--- Input for this task ---

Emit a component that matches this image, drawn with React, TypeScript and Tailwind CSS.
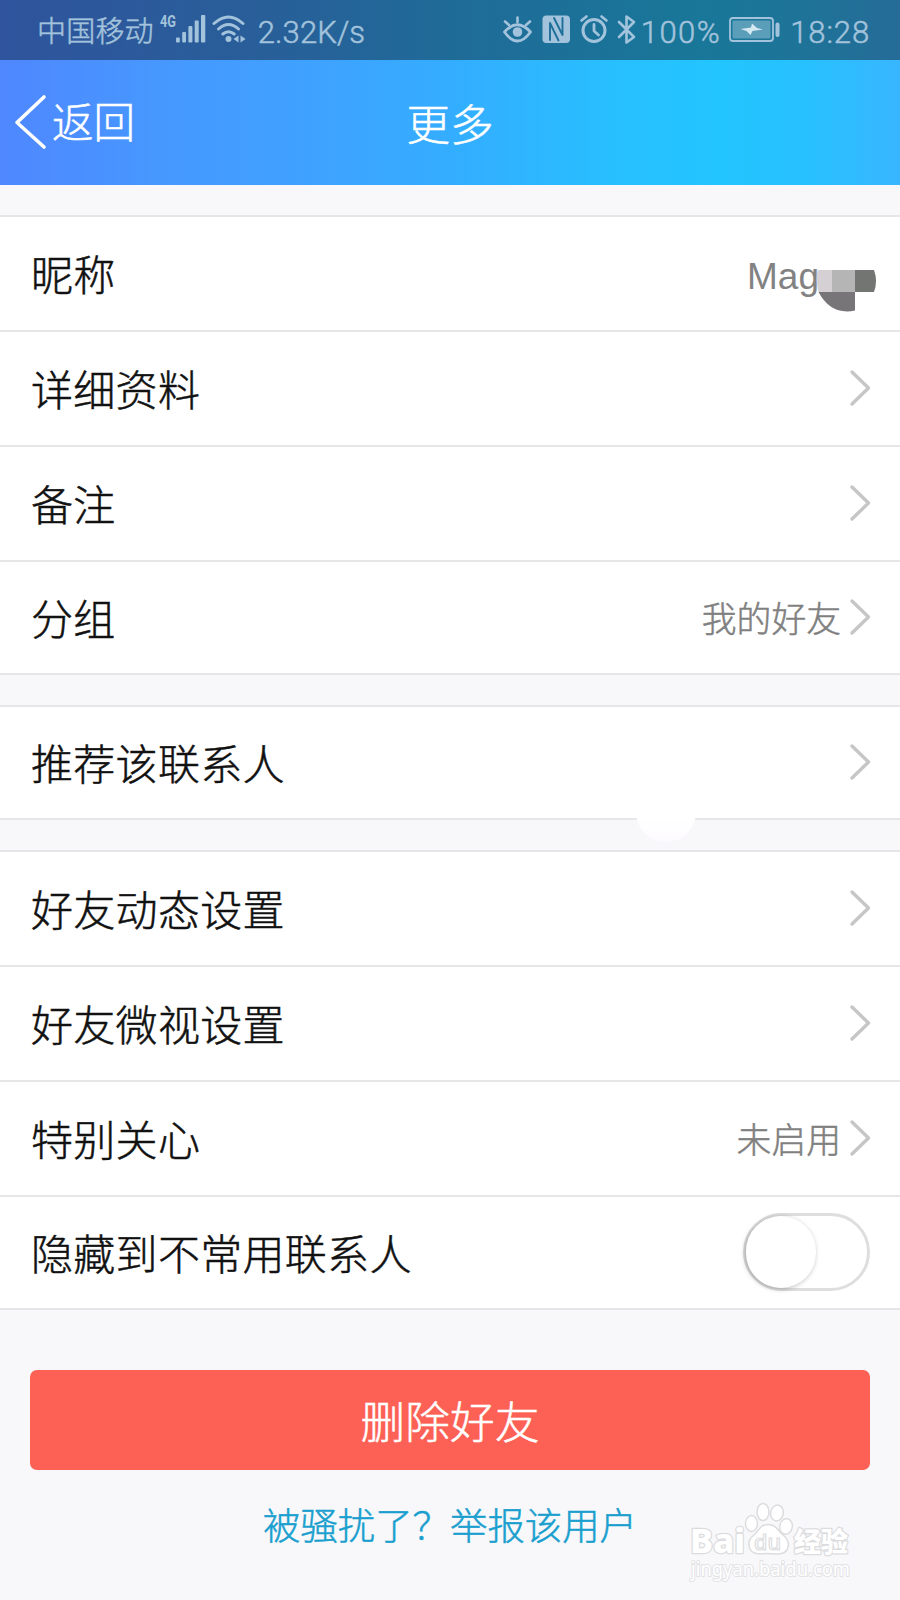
import type { ReactNode } from "react";

const CJK = "font-['Noto_Sans_CJK_SC',sans-serif]";
const LATIN = "font-[Roboto,'Noto_Sans_CJK_SC',sans-serif]";

function Chevron() {
  return (
    <svg className="mb-[1px] h-[38px] w-[22px] shrink-0" viewBox="0 0 22 38" fill="none" stroke="#c6c6c6" strokeWidth="3.4" strokeLinecap="round" strokeLinejoin="round">
      <path d="M3 3 L19.5 19 L3 35" />
    </svg>
  );
}

function Row({ label, value, last, children }: { label: string; value?: string; last?: boolean; children?: ReactNode }) {
  return (
    <div className={`flex items-center justify-between border-b-2 border-[#e6e6e8] pl-[31px] pr-[29px] ${last ? "h-[113px]" : "h-[115px]"}`}>
      <span className="pb-[2px] text-[42px] leading-none tracking-[0.3px] text-[#111]">{label}</span>
      {children ?? (
        <div className="flex items-center gap-[8px]">
          {value && <span className="text-[34.8px] leading-none text-[#808080]">{value}</span>}
          <Chevron />
        </div>
      )}
    </div>
  );
}

function Group({ children }: { children: ReactNode }) {
  return <section className="border-t-2 border-[#e6e6e8] bg-white">{children}</section>;
}

function StatusBar() {
  return (
    <div className={`flex h-[60px] items-center bg-[linear-gradient(90deg,#2f549d_0%,#285f99_30%,#1f6b98_50%,#197799_78%,#1c7598_86%,#256c98_100%)] pl-[37px] pr-[31px] text-[#a3c3dc] ${LATIN}`}>
      <span className="pt-[4px] text-[29px] leading-none tracking-[0.2px]">中国移动</span>
      <svg className="ml-[4px] h-[46px] w-[48px]" viewBox="157 8 48 46" fill="currentColor" strokeWidth="0">
        <text x="159" y="28" fontSize="17" fontWeight="700" textLength="16" lengthAdjust="spacingAndGlyphs">4G</text>
        <rect x="175" y="38.500" width="3.800" height="5" rx="1" />
        <rect x="181.200" y="33" width="3.800" height="10.500" rx="1" />
        <rect x="187.400" y="27" width="4" height="16.500" rx="1" />
        <rect x="193.700" y="21.500" width="4" height="22" rx="1" />
        <rect x="200" y="16" width="4.300" height="27.500" rx="1" />
      </svg>
      <svg className="ml-[6px] h-[34px] w-[34px]" viewBox="212 14 34 34" fill="none" stroke="currentColor" strokeWidth="3" strokeLinecap="round">
        <path d="M214 24.500 Q228.500 11.500 243 24.500" />
        <path d="M218.500 30 Q228.500 21 238.500 30" />
        <path d="M222.800 35 Q228.500 30.500 234.200 35" />
        <circle cx="228.500" cy="40" r="3" fill="currentColor" stroke="none" />
        <path d="M238.500 36.500v7l-5-3.500z M240.500 36.500v7l5-3.500z" fill="currentColor" stroke="none" />
      </svg>
      <span className="ml-[12px] pt-[5px] text-[31px] leading-none tracking-[0.1px]">2.32K/s</span>
      <svg className="ml-auto h-[34px] w-[136px] shrink-0" viewBox="502 14 136 34" fill="none" stroke="currentColor" strokeLinecap="round" strokeLinejoin="round">
        <path d="M504.500 33 Q517.500 18.500 530.500 33 Q517.500 51 504.500 33z" strokeWidth="2.800" />
        <circle cx="517.500" cy="33" r="4.800" fill="currentColor" stroke="none" />
        <path d="M517.500 23V18.500 M509 26l-4-3.500 M526 26l4-3.500" strokeWidth="2.600" />
        <rect x="542.500" y="16.500" width="27.500" height="27.500" rx="4" fill="currentColor" stroke="none" />
        <path d="M550 41v-17l8.500 17.500 M554 19l8.500 17v-17" stroke="#1e6f99" strokeWidth="1.900" />
        <circle cx="594" cy="31.500" r="11" strokeWidth="3" />
        <path d="M594 25.500v6.500l4.500 4" strokeWidth="2.800" />
        <path d="M581.500 21.500l5-4 M601.500 17.500l5 4" strokeWidth="2.600" />
        <path d="M619 23l15 15-7.500 5.500v-26l7.500 5.500-15 15" strokeWidth="2.600" />
      </svg>
      <span className="ml-[3px] pt-[5px] text-[31px] leading-none tracking-[1.500px]">100%</span>
      <svg className="ml-[8px] h-[26px] w-[52px] shrink-0" viewBox="730 18 52 26" fill="none" stroke="currentColor">
        <rect x="731" y="19" width="43" height="23" rx="3" strokeWidth="1.800" />
        <rect x="733.500" y="21.500" width="38" height="18" rx="1" fill="#5b9eb9" stroke="none" />
        <path d="M741.500 30l10.500-1.500 1-4 5 4.500 6 1.500-10.500 1.500-2 4-4-4z" fill="#d3e8f0" stroke="none" />
        <rect x="776.500" y="23.500" width="4" height="14.500" rx="2" fill="currentColor" stroke="none" />
      </svg>
      <span className="-mr-[1px] ml-[9px] pt-[5px] text-[31px] leading-none tracking-[0.900px]">18:28</span>
    </div>
  );
}

function Header() {
  return (
    <header className="grid h-[125px] grid-cols-3 items-center bg-[linear-gradient(90deg,#4f87ff_0%,#4698ff_18%,#3fa2ff_35%,#34adff_50%,#28bfff_68%,#22c5ff_80%,#28c0ff_90%,#38b6ff_100%)] text-white">
      <div className="flex items-center pb-[2px] pl-[14px]">
        <svg className="h-[56px] w-[33px]" viewBox="0 0 33 56" fill="none" stroke="currentColor" strokeWidth="3.600" strokeLinecap="round" strokeLinejoin="round">
          <path d="M30 3 L3 28.500 L30 53" />
        </svg>
        <span className="ml-[5px] pb-[2px] text-[41.500px] leading-none">返回</span>
      </div>
      <h1 className="text-center text-[43.500px] leading-none">更多</h1>
    </header>
  );
}

function Nickname() {
  return (
    <div className="relative -mr-[6px] flex h-[60px] items-center">
      <span className="pr-[58px] pt-[5px] font-['Liberation_Sans',sans-serif] text-[37px] leading-none text-[#828282] [-webkit-text-stroke:0]">Mag</span>
      <svg className="absolute right-0 top-[24px] h-[44px] w-[62px]" viewBox="815 268 62 44">
        <path d="M817.500 270h15v22h-14q-3-11-1-22z" fill="#d4d0d4" />
        <path d="M832 270h23v22h-23z" fill="#b5b5b5" />
        <path d="M855 270h19q4 11 0 22h-19z" fill="#727572" />
        <path d="M818.500 292h36.500v18.500q-24 5-36.500-18.500z" fill="#777577" />
      </svg>
    </div>
  );
}

function Switch() {
  return (
    <div className="relative mb-[1px] mr-[1px] h-[78px] w-[127px] rounded-full border-[3px] border-[#dedede] bg-white">
      <div className="h-[72px] w-[70px] rounded-full bg-white shadow-[-1px_1px_5px_rgba(0,0,0,0.28)]" />
    </div>
  );
}

function Watermark() {
  return (
    <svg className="absolute bottom-[18px] right-[44px] h-[82px] w-[170px]" viewBox="686 1500 170 82" fill="#fff" stroke="#dcdcde" strokeWidth="1.500">
      <g fontFamily="Noto Sans" paintOrder="stroke" strokeWidth="2.500" strokeLinejoin="round">
        <text x="690" y="1553" fontSize="34" fontWeight="800" textLength="55" lengthAdjust="spacingAndGlyphs">Bai</text>
        <text x="794" y="1552" fontSize="27" fontWeight="900" fontFamily="Noto Sans CJK SC" textLength="54" lengthAdjust="spacingAndGlyphs">经验</text>
        <text x="691" y="1575.500" fontSize="19" fontWeight="400" textLength="159" lengthAdjust="spacingAndGlyphs" stroke="#e2e2e4" strokeWidth="2">jingyan.baidu.com</text>
      </g>
      <ellipse cx="751.500" cy="1523.500" rx="6" ry="8" />
      <ellipse cx="763" cy="1512" rx="6" ry="8.500" />
      <ellipse cx="777" cy="1513" rx="6.300" ry="8" transform="rotate(12 777 1513)" />
      <ellipse cx="786" cy="1526.500" rx="6.300" ry="7.800" transform="rotate(10 786 1526.500)" />
      <path d="M768 1524.500c-8 0-9 6-13 9.500c-5 4-8 8-5 15c3 6 10 5 18 4.500c8 .5 15 2 19-3.500c3-6 1-11-4-15c-6-5-7-10.500-15-10.500z" />
      <text x="754" y="1549.500" fontFamily="Noto Sans" fontSize="22" fontWeight="500" strokeWidth="1.200" textLength="27" lengthAdjust="spacingAndGlyphs">du</text>
    </svg>
  );
}

export default function App() {
  return (
    <main className={`relative h-[1600px] w-[900px] overflow-hidden bg-[#f8f8fb] font-light ${CJK}`}>
      <div className="[-webkit-text-stroke:0.5px]">
        <StatusBar />
        <Header />
        <div className="flex flex-col gap-[30px] pt-[30px]">
          <Group>
            <Row label="昵称"><Nickname /></Row>
            <Row label="详细资料" />
            <Row label="备注" />
            <Row label="分组" value="我的好友" last />
          </Group>
          <div className="relative">
            <Group>
              <Row label="推荐该联系人" last />
            </Group>
            <div className="absolute left-[636px] top-[77px] h-[60px] w-[60px] rounded-full bg-[linear-gradient(#fff_60%,#fdfaff_100%)]" />
          </div>
          <Group>
            <Row label="好友动态设置" />
            <Row label="好友微视设置" />
            <Row label="特别关心" value="未启用" />
            <Row label="隐藏到不常用联系人" last><Switch /></Row>
          </Group>
        </div>
        <div className="flex flex-col px-[30px] pt-[60px]">
          <button className="h-[100px] rounded-[7px] bg-[#fd6156] text-[44.700px] leading-none text-white">删除好友</button>
          <a className="mt-[36px] text-center text-[37.400px] leading-none text-[#1a9fce]">被骚扰了？举报该用户</a>
        </div>
      </div>
      <Watermark />
    </main>
  );
}
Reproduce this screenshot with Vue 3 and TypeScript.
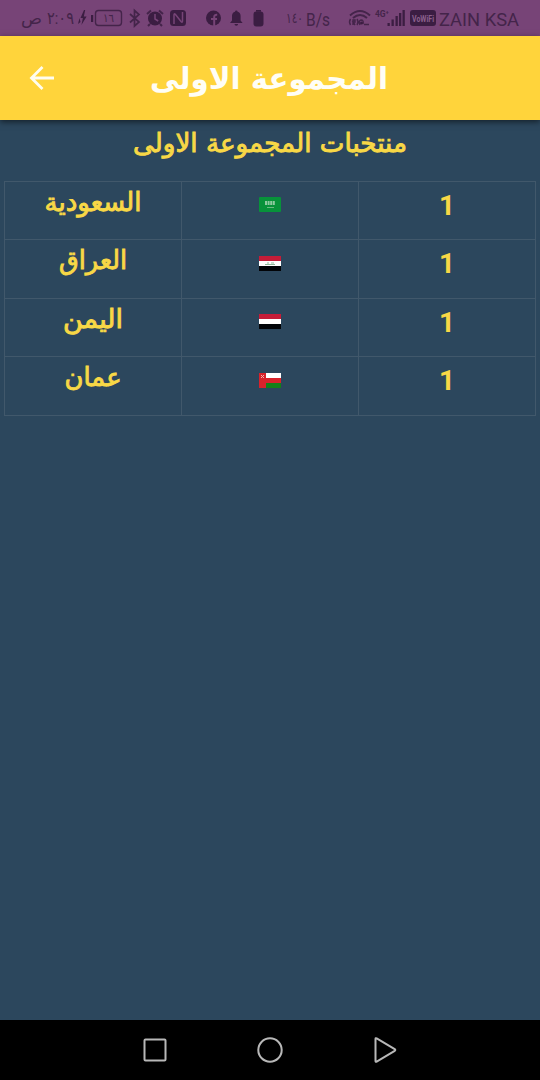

---

__Given instruction__. Wherever the word "TypeScript" occurs in a line of the listing, copy that line.

__Full output__.
Emit a component that matches this image, drawn with React, TypeScript and Tailwind CSS.
Reproduce this screenshot with Vue 3 and TypeScript.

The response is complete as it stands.